* BEGIN GIVEN INFORMATION *

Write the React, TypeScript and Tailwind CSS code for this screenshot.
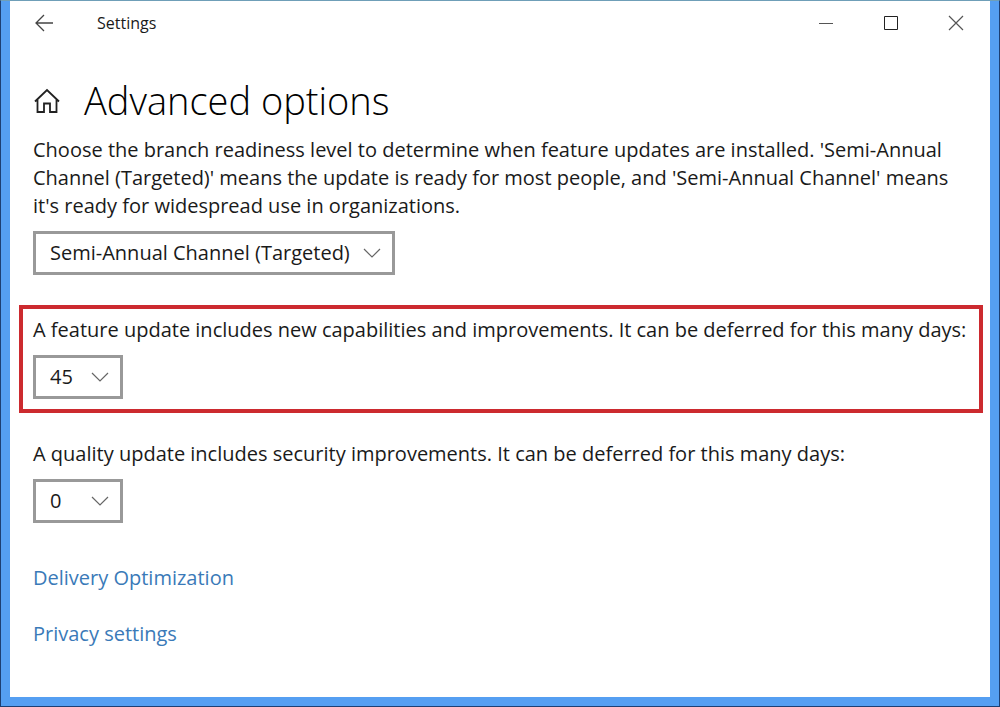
import { useState } from 'react';

type DropdownProps = {
  id: string;
  label?: string;
  options: string[];
  initial: string;
  className: string;
};

function Dropdown({ id, label, options, initial, className }: DropdownProps) {
  const [value, setValue] = useState(initial);

  return (
    <div className={`relative max-w-full ${className}`}>
      <select
        id={id}
        aria-label={label}
        value={value}
        onChange={(e) => setValue(e.target.value)}
        className="h-11 w-full appearance-none border-3 border-[#999999] bg-white pl-[14px] pr-10 text-[20px] leading-7 text-[#1a1a1a]"
      >
        {options.map((option) => (
          <option key={option} value={option}>{option}</option>
        ))}
      </select>
      <svg
        viewBox="0 0 18 10"
        className="pointer-events-none absolute right-[14px] top-[17px] h-[10px] w-[18px]"
        fill="none"
        stroke="#666666"
        strokeWidth="1.2"
      >
        <path d="M1 1 L9 9 L17 1" />
      </svg>
    </div>
  );
}

export default function App() {
  return (
    <div className="flex min-h-screen flex-col border border-[#1d3f73] border-t-[#6f9fb8] bg-[#559ff2] px-[9px] pb-[9px] font-['Open_Sans','Noto_Sans',sans-serif] text-[#1a1a1a]">
      <div className="flex-1 bg-white">
        <header className="flex h-[43px] items-center justify-between pl-6 pr-[26px]">
          <div className="flex items-center gap-[43px]">
            <button type="button" aria-label="Back">
              <svg viewBox="0 0 20 18" className="h-[18px] w-5" fill="none" stroke="#444444" strokeWidth="1.3">
                <path d="M19 9 H2 M10 1 L2 9 L10 17" />
              </svg>
            </button>
            <span className="text-[16px] leading-6">Settings</span>
          </div>
          <div className="flex items-center gap-[49px]">
            <button type="button" aria-label="Minimize">
              <svg viewBox="0 0 16 16" className="h-4 w-4" fill="none" stroke="#555555">
                <path d="M1 8.5 H15" />
              </svg>
            </button>
            <button type="button" aria-label="Maximize">
              <svg viewBox="0 0 16 16" className="h-4 w-4" fill="none" stroke="#222222">
                <path d="M1.5 1.5 H14.5 V14.5 H1.5 Z" />
              </svg>
            </button>
            <button type="button" aria-label="Close">
              <svg viewBox="0 0 16 16" className="h-4 w-4" fill="none" stroke="#555555" strokeWidth="1.2">
                <path d="M1 1 L15 15 M15 1 L1 15" />
              </svg>
            </button>
          </div>
        </header>

        <main className="pt-5 text-[20px] leading-7">
          <div className="flex h-[72px] items-center gap-6 px-6">
            <svg viewBox="0 0 26 26" className="h-[26px] w-[26px]" fill="none" stroke="#222222" strokeWidth="1.8">
              <path d="M1 14.5 L13 3 L25 14.5 M3.5 12.5 V25 H10 V16.5 H16 V25 H22.5 V12.5" />
            </svg>
            <h1 className="text-[38px] font-light leading-[52px] text-black">Advanced options</h1>
          </div>

          <section className="px-[23px]">
            <p>
              Choose the branch readiness level to determine when feature updates are installed. 'Semi-Annual
              Channel (Targeted)' means the update is ready for most people, and 'Semi-Annual Channel' means
              it's ready for widespread use in organizations.
            </p>
            <Dropdown
              id="branch"
              label="Branch readiness level"
              options={['Semi-Annual Channel (Targeted)', 'Semi-Annual Channel']}
              initial="Semi-Annual Channel (Targeted)"
              className="mt-[11px] w-[362px]"
            />
          </section>

          <section className="ml-[9px] mr-[7px] mt-[30px] border-4 border-[#cc2a2f] px-[10px] pb-[10px] pt-[7px]">
            <label htmlFor="feature" className="block">
              A feature update includes new capabilities and improvements. It can be deferred for this many days:
            </label>
            <Dropdown
              id="feature"
              options={['0', '15', '30', '45', '60']}
              initial="45"
              className="mt-[11px] w-[90px]"
            />
          </section>

          <section className="mt-[27px] px-[23px]">
            <label htmlFor="quality" className="block">
              A quality update includes security improvements. It can be deferred for this many days:
            </label>
            <Dropdown
              id="quality"
              options={['0', '5', '10', '15', '30']}
              initial="0"
              className="mt-[11px] w-[90px]"
            />
          </section>

          <nav className="mt-[41px] flex flex-col items-start gap-7 px-[23px] pb-12 text-[#3a7ab8]">
            <a href="#delivery">Delivery Optimization</a>
            <a href="#privacy">Privacy settings</a>
          </nav>
        </main>
      </div>
    </div>
  );
}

* END GIVEN INFORMATION *

■ WORK REQUIRED ■
Reproduce each line exactly as it appears, omitting the pictures.

■ RESULT FOR THIS TASK ■
Write the React, TypeScript and Tailwind CSS code for this screenshot.
import { useState } from 'react';

type DropdownProps = {
  id: string;
  label?: string;
  options: string[];
  initial: string;
  className: string;
};

function Dropdown({ id, label, options, initial, className }: DropdownProps) {
  const [value, setValue] = useState(initial);

  return (
    <div className={`relative max-w-full ${className}`}>
      <select
        id={id}
        aria-label={label}
        value={value}
        onChange={(e) => setValue(e.target.value)}
        className="h-11 w-full appearance-none border-3 border-[#999999] bg-white pl-[14px] pr-10 text-[20px] leading-7 text-[#1a1a1a]"
      >
        {options.map((option) => (
          <option key={option} value={option}>{option}</option>
        ))}
      </select>
      <svg
        viewBox="0 0 18 10"
        className="pointer-events-none absolute right-[14px] top-[17px] h-[10px] w-[18px]"
        fill="none"
        stroke="#666666"
        strokeWidth="1.2"
      >
        <path d="M1 1 L9 9 L17 1" />
      </svg>
    </div>
  );
}

export default function App() {
  return (
    <div className="flex min-h-screen flex-col border border-[#1d3f73] border-t-[#6f9fb8] bg-[#559ff2] px-[9px] pb-[9px] font-['Open_Sans','Noto_Sans',sans-serif] text-[#1a1a1a]">
      <div className="flex-1 bg-white">
        <header className="flex h-[43px] items-center justify-between pl-6 pr-[26px]">
          <div className="flex items-center gap-[43px]">
            <button type="button" aria-label="Back">
              <svg viewBox="0 0 20 18" className="h-[18px] w-5" fill="none" stroke="#444444" strokeWidth="1.3">
                <path d="M19 9 H2 M10 1 L2 9 L10 17" />
              </svg>
            </button>
            <span className="text-[16px] leading-6">Settings</span>
          </div>
          <div className="flex items-center gap-[49px]">
            <button type="button" aria-label="Minimize">
              <svg viewBox="0 0 16 16" className="h-4 w-4" fill="none" stroke="#555555">
                <path d="M1 8.5 H15" />
              </svg>
            </button>
            <button type="button" aria-label="Maximize">
              <svg viewBox="0 0 16 16" className="h-4 w-4" fill="none" stroke="#222222">
                <path d="M1.5 1.5 H14.5 V14.5 H1.5 Z" />
              </svg>
            </button>
            <button type="button" aria-label="Close">
              <svg viewBox="0 0 16 16" className="h-4 w-4" fill="none" stroke="#555555" strokeWidth="1.2">
                <path d="M1 1 L15 15 M15 1 L1 15" />
              </svg>
            </button>
          </div>
        </header>

        <main className="pt-5 text-[20px] leading-7">
          <div className="flex h-[72px] items-center gap-6 px-6">
            <svg viewBox="0 0 26 26" className="h-[26px] w-[26px]" fill="none" stroke="#222222" strokeWidth="1.8">
              <path d="M1 14.5 L13 3 L25 14.5 M3.5 12.5 V25 H10 V16.5 H16 V25 H22.5 V12.5" />
            </svg>
            <h1 className="text-[38px] font-light leading-[52px] text-black">Advanced options</h1>
          </div>

          <section className="px-[23px]">
            <p>
              Choose the branch readiness level to determine when feature updates are installed. 'Semi-Annual
              Channel (Targeted)' means the update is ready for most people, and 'Semi-Annual Channel' means
              it's ready for widespread use in organizations.
            </p>
            <Dropdown
              id="branch"
              label="Branch readiness level"
              options={['Semi-Annual Channel (Targeted)', 'Semi-Annual Channel']}
              initial="Semi-Annual Channel (Targeted)"
              className="mt-[11px] w-[362px]"
            />
          </section>

          <section className="ml-[9px] mr-[7px] mt-[30px] border-4 border-[#cc2a2f] px-[10px] pb-[10px] pt-[7px]">
            <label htmlFor="feature" className="block">
              A feature update includes new capabilities and improvements. It can be deferred for this many days:
            </label>
            <Dropdown
              id="feature"
              options={['0', '15', '30', '45', '60']}
              initial="45"
              className="mt-[11px] w-[90px]"
            />
          </section>

          <section className="mt-[27px] px-[23px]">
            <label htmlFor="quality" className="block">
              A quality update includes security improvements. It can be deferred for this many days:
            </label>
            <Dropdown
              id="quality"
              options={['0', '5', '10', '15', '30']}
              initial="0"
              className="mt-[11px] w-[90px]"
            />
          </section>

          <nav className="mt-[41px] flex flex-col items-start gap-7 px-[23px] pb-12 text-[#3a7ab8]">
            <a href="#delivery">Delivery Optimization</a>
            <a href="#privacy">Privacy settings</a>
          </nav>
        </main>
      </div>
    </div>
  );
}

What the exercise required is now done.